A three-team round robin would cost £300 but return a maximum of $1,100. In that case, the parlay pays a higher multiplier than the round robin. However, if just one leg loses, the whole parlay fails. In the round robin scenario with a single line that doesn’t hit, you would still earn $528.
Round robins become a tad more confusing for those new to them when we start to introduce the various names for them that have entered betting lingo. You might see round robin-type bets tagged as a few things depending on the sportsbook you’re using. A round robin can even mean something different in other parts of the world.

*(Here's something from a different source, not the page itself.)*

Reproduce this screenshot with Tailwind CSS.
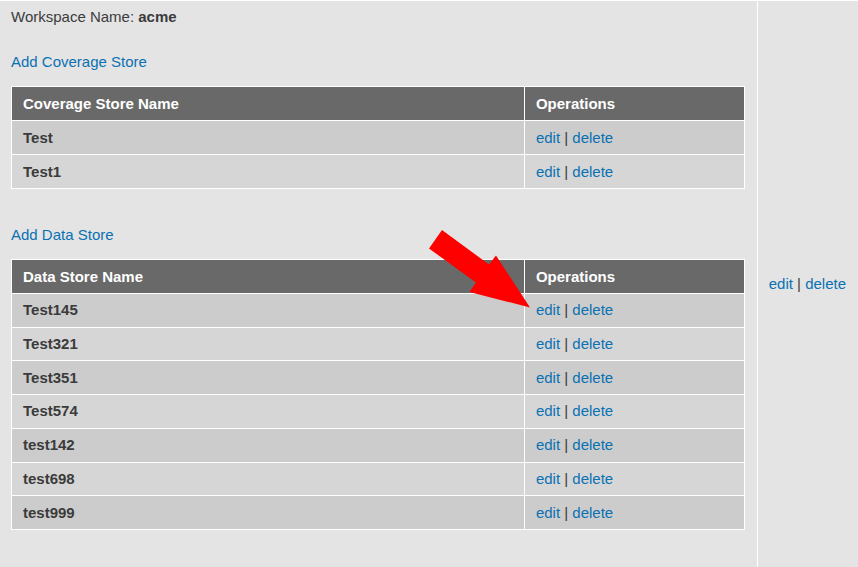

Borrowed from horse racing, a Trixie comprises a total of four bets with three two-team parlays and a single three-team line. You might see a Trixie listed as ‘4x’. Trixies can be good wagers when selecting a few picks that are priced at short odds and wouldn’t return much profit when placed as single bets.
A Patent on the other hand has the three two-team combinations and the one three-team parlay with four single lines also included. If you have a good feeling about three teams then a Patent might make sense due to the higher odds on the multiple bet. It also offers more cover than a parlay as you’ll at least get something returned if just one of your chosen selections is successful.
A Yankee bet takes our four selections and combines them in 11 ways. A Yankee comprises six doubles, four trebles and one four-fold. Because there are 11 separate lines, your stake is multiplied by that number. A Yankee can be a good bet when you strongly fancy at least two selections that ordinarily wouldn't return much profit when wagering on them as singles.
A Canadian bet has five events all rolled up into 26 different arrangements. Also known as a Super Yankee, this type of bet has ten doubles, ten trebles, five four-leg parlays and a single five-fold. Two or more of the selections need to be successful for a Canadian bet to have a return. Canadian wagers can deliver attractive profits though the stake will be multiplied by 26 so they can require a hefty investment.